Mind the gap: budget tussle set to delay full start of Horizon Europe

06 Feb 2020 | News

The hold up in agreeing the EU’s next seven year financial framework means there will be a hiatus in grant awards between the two Horizon R&D programmes

Paul Webb, Head of Unit, Budget and MFF Synergies, at DG Research. Photo: Lysiane Pons, Science|Business

Everyone has been wondering. Now they know: researchers and companies will indeed face a delay between the end of Horizon 2020 in December and when they can start to apply for grants from the new Horizon Europe programme. The open question is how long the gap will last.

“I think there will be some gap whatever [happens], but there is a potential for a longer gap,” Paul Webb, Head of Unit, Budget and MFF Synergies, at DG Research, told a Science|Business conference in Brussels on 4 February. “Let’s hope it’s not long.”

Webb pinned the blame for the failure to agree the next seven-year Multiannual Financial Framework (MFF), on the rise of the populist parties. They make it more difficult to find compromises, he said, noting with regret that perhaps “compromise” itself has become a dirty word. “It used to be what we were good at in Europe,” he said wistfully.
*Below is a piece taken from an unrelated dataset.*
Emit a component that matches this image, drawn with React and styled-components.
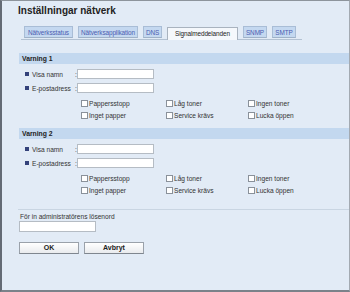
import React from "react"
import styled, { createGlobalStyle } from "styled-components"

const Global = createGlobalStyle`
  body {
    margin: 0;
    font-family: "Liberation Sans", Arial, sans-serif;
  }
`

const Frame = styled.div`
  width: 350px;
  height: 292px;
  box-sizing: border-box;
  background: #e2ebf6;
  border-left: 2px solid #646b75;
  border-top: 1px solid #8d949c;
  border-right: 1px solid #a3aab2;
  border-bottom: 2px solid #7b828a;
  overflow: hidden;
`

const Title = styled.h1`
  margin: 0;
  padding: 4px 0 0 16px;
  font-size: 10px;
  line-height: 12px;
  font-weight: bold;
  color: #222;
`

const TabBar = styled.div`
  display: flex;
  align-items: flex-end;
  gap: 5px;
  width: 278px;
  height: 13px;
  margin: 9px 0 0 19px;
  padding-left: 3px;
  border-bottom: 1px solid #b3c2d3;
`

const Tab = styled.div`
  box-sizing: border-box;
  width: ${(p) => p.$w}px;
  height: ${(p) => (p.$active ? "13px" : "12px")};
  line-height: 11px;
  text-align: center;
  font-size: 6.4px;
  color: ${(p) => (p.$active ? "#222" : "#4b5cb0")};
  background: ${(p) => (p.$active ? "#f5f8fc" : "#c4d8f0")};
  border: 1px solid ${(p) => (p.$active ? "#a9b3bf" : "#a9bdd6")};
  border-bottom: ${(p) => (p.$active ? "none" : "1px solid #9fb2c8")};
  margin-bottom: ${(p) => (p.$active ? "-1px" : "1px")};
  white-space: nowrap;
  letter-spacing: -0.1px;
`

const SectionHead = styled.div`
  margin: ${(p) => p.$top}px 0 0 17px;
  height: 11px;
  line-height: 11px;
  padding-left: 3px;
  background: #c3d8ef;
  font-size: 6.8px;
  font-weight: bold;
  color: #222;
`

const Fields = styled.div`
  display: flex;
  flex-direction: column;
  gap: 4px;
  padding: 5px 0 0 23px;
`

const FieldRow = styled.div`
  display: flex;
  align-items: center;
  height: 10px;
`

const Bullet = styled.span`
  width: 4px;
  height: 4px;
  margin-right: 3px;
  background: #34427a;
`

const Label = styled.span`
  width: 43px;
  font-size: 6.6px;
  color: #333;
`

const Colon = styled.span`
  width: 2px;
  font-size: 6.6px;
  color: #333;
`

const Input = styled.div`
  box-sizing: border-box;
  width: 77px;
  height: ${(p) => p.$h || 10}px;
  background: #fff;
  border: 1px solid #b5bcc4;
  margin-left: ${(p) => p.$left || 0}px;
`

const Checks = styled.div`
  display: grid;
  grid-template-columns: 85px 82px auto;
  row-gap: 5px;
  margin: 7px 0 0 79px;
`

const Check = styled.label`
  display: flex;
  align-items: center;
  gap: 1px;
  height: 7px;
  font-size: 6.6px;
  color: #333;
`

const Box = styled.span`
  box-sizing: border-box;
  width: 7px;
  height: 7px;
  background: #fff;
  border: 1px solid #8a919a;
`

const Rule = styled.div`
  margin: 15px 0 0 16px;
  border-top: 1px solid #c9d5e2;
`

const PassLabel = styled.div`
  margin: 3px 0 0 18px;
  font-size: 6.6px;
  line-height: 8px;
  color: #333;
`

const Buttons = styled.div`
  display: flex;
  gap: 5px;
  margin: 10px 0 0 17px;
`

const Button = styled.div`
  box-sizing: border-box;
  width: 60px;
  height: 12px;
  line-height: 10px;
  text-align: center;
  font-size: 7px;
  font-weight: bold;
  color: #222;
  background: linear-gradient(#ffffff, #e9ebee);
  border: 1px solid #9aa1aa;
  border-bottom-color: #7f868f;
`

const tabs = [
  ["Nätverksstatus", 49],
  ["Nätverksapplikation", 60],
  ["DNS", 19],
  ["Signalmeddelanden", 71],
  ["SNMP", 24],
  ["SMTP", 24],
]

const checks = [
  "Pappersstopp",
  "Låg toner",
  "Ingen toner",
  "Inget papper",
  "Service krävs",
  "Lucka öppen",
]

const Warning = ({ title, top }) => (
  <>
    <SectionHead $top={top}>{title}</SectionHead>
    <Fields>
      <FieldRow>
        <Bullet />
        <Label>Visa namn</Label>
        <Colon>:</Colon>
        <Input />
      </FieldRow>
      <FieldRow>
        <Bullet />
        <Label>E-postadress</Label>
        <Colon>:</Colon>
        <Input />
      </FieldRow>
    </Fields>
    <Checks>
      {checks.map((c) => (
        <Check key={c}>
          <Box />
          {c}
        </Check>
      ))}
    </Checks>
  </>
)

const App = () => (
  <Frame>
    <Global />
    <Title>Inställningar nätverk</Title>
    <TabBar>
      {tabs.map(([t, w]) => (
        <Tab key={t} $w={w} $active={t === "Signalmeddelanden"}>
          {t}
        </Tab>
      ))}
    </TabBar>
    <Warning title="Varning 1" top={13} />
    <Warning title="Varning 2" top={9} />
    <Rule />
    <PassLabel>För in administratörens lösenord</PassLabel>
    <Input $h={11} $left={17} />
    <Buttons>
      <Button>OK</Button>
      <Button>Avbryt</Button>
    </Buttons>
  </Frame>
)

export default App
Whatever the delay, it is unlikely to strike evenly across Horizon Europe. Webb confirmed that two of the three “pillars” of the new programme – basic research and innovation – are essentially ready to go. “We can start Pillar One and Pillar Three the day after they are agreed,” he said.

The big problem area will be Pillar Two – Global Challenges and European Industrial Competitiveness. “You can’t set the work programmes [for the missions in Pillar 2] without a budget,” he told Science|Business, unlike, for example Pillar 1, involving the European Research Council. 
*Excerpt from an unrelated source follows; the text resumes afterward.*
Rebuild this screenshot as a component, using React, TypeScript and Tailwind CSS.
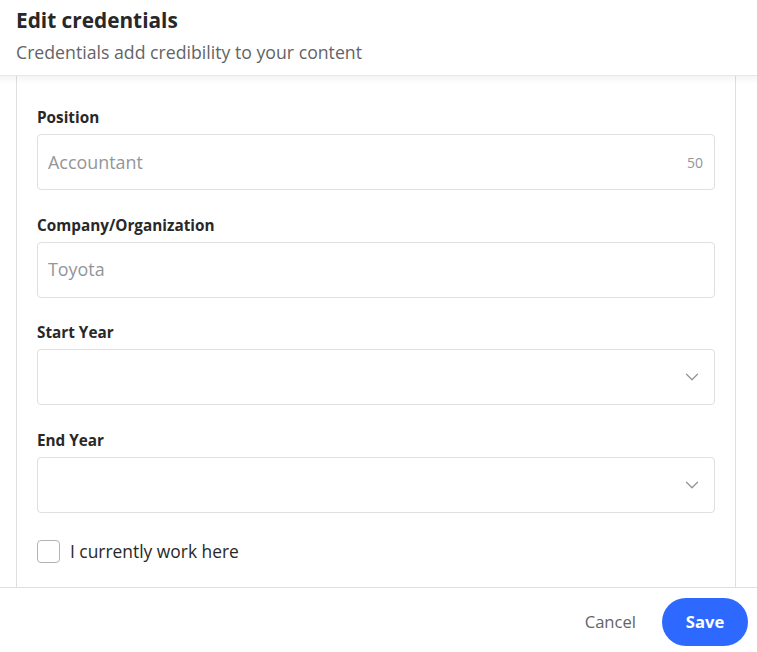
import { ChevronDown } from "lucide-react";

const font = { fontFamily: '"Open Sans", "Noto Sans", sans-serif' };

const Field = ({ label, children }: { label: string; children: React.ReactNode }) => (
  <div className="flex flex-col">
    <label className="text-[15.3px] leading-5 font-bold text-[#282829] mb-[7px]">{label}</label>
    {children}
  </div>
);

const Select = () => (
  <div className="h-[56px] rounded-[4px] border border-[#dedfe0] flex items-center justify-end pr-[11px]">
    <ChevronDown className="h-[22px] w-[22px] text-[#939598]" strokeWidth={1.4} />
  </div>
);

export default function App() {
  return (
    <div className="w-[757px] h-[652px] bg-white flex flex-col overflow-hidden" style={font}>
      <div className="h-[76px] px-4 pt-[5px] border-b border-[#e6e7e8] shrink-0">
        <h1 className="text-[20.8px] leading-[30px] font-bold text-[#282829]">Edit credentials</h1>
        <p className="text-[17.7px] leading-[26px] text-[#636466] mt-[4px]">Credentials add credibility to your content</p>
      </div>

      <div className="relative flex-1 min-h-0">
        <div className="absolute inset-x-0 top-0 h-[8px] bg-gradient-to-b from-black/[0.04] to-transparent" />
        <div className="ml-4 mr-[21px] h-full border-x border-[#dedfe0] px-5 pt-[31px] flex flex-col gap-[24.5px]">
          <Field label="Position">
            <div className="h-[56px] rounded-[4px] border border-[#dedfe0] flex items-center pl-[10px] pr-[11px]">
              <span className="flex-1 text-[17.9px] text-[#939598]">Accountant</span>
              <span className="text-[14px] text-[#939598]">50</span>
            </div>
          </Field>
          <Field label="Company/Organization">
            <div className="h-[56px] rounded-[4px] border border-[#dedfe0] flex items-center px-[10px]">
              <span className="text-[17.9px] text-[#939598]">Toyota</span>
            </div>
          </Field>
          <Field label="Start Year">
            <Select />
          </Field>
          <Field label="End Year">
            <Select />
          </Field>
          <label className="flex items-center gap-[10px] mt-[3px]">
            <span className="h-[23px] w-[23px] shrink-0 rounded-[4px] border border-[#b1b3b6] bg-white" />
            <span className="text-[17.4px] leading-[23px] text-[#282829]">I currently work here</span>
          </label>
        </div>
      </div>

      <div className="h-[65px] shrink-0 border-t border-[#dedfe0] flex items-center justify-end gap-[26px] pr-[9px] pt-[4px]">
        <button className="text-[16.6px] font-medium text-[#636466]">Cancel</button>
        <button className="h-[48px] w-[86px] rounded-full bg-[#2e69ff] text-white text-[16.6px] font-bold">Save</button>
      </div>
    </div>
  );
}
Strategic planning for the European Research Council’s workplan, along with that of the European Innovation Council, has been accelerated, said Webb. He later confirmed to Science|Business that once ready those workplans could be released to the research community at any time, giving applicants time to prepare submissions.

The budget talks are a high-stakes game, and the Budget Commissioner Johannes Hahn upped the ante in January by announcing that there would be no contingency planning for a temporary financial framework in the event of a failure to agree the MFF – despite a call from the European Parliament to do just that.

It all puts even more pressure on the Croatian presidency of the EU, whose job it is to steer a way through to a budget settlement. It seems, though, that few expect any success until Germany takes over the rotating presidency for the second six months of the year.

Many in Germany are unenthusiastic about being handed the poisoned chalice. “We have a very big interest as Germany that Croatia is successful [in breaking the budget deadlock],” Bundestag member Stefan Kaufmann, spokesperson for its Education, Research, Science and Technology Assessment Committee, told the conference. “Otherwise it will be a big burden for the German presidency – we have a lot of other topics we want to talk about.”

If it has to fix the budget crisis, Germany would need to get to work quickly recruiting allies, said Kaufmann. “We have to find partners for our position, which is to give more money to future-oriented programmes.” He suggested sugaring the pill for some EU member states by putting more money into widening participation.

More than that, Germany will also need to come off the fence and work out how much it is prepared to put into the EU pot. It currently lacks a position about a fixed percentage contribution, he observed.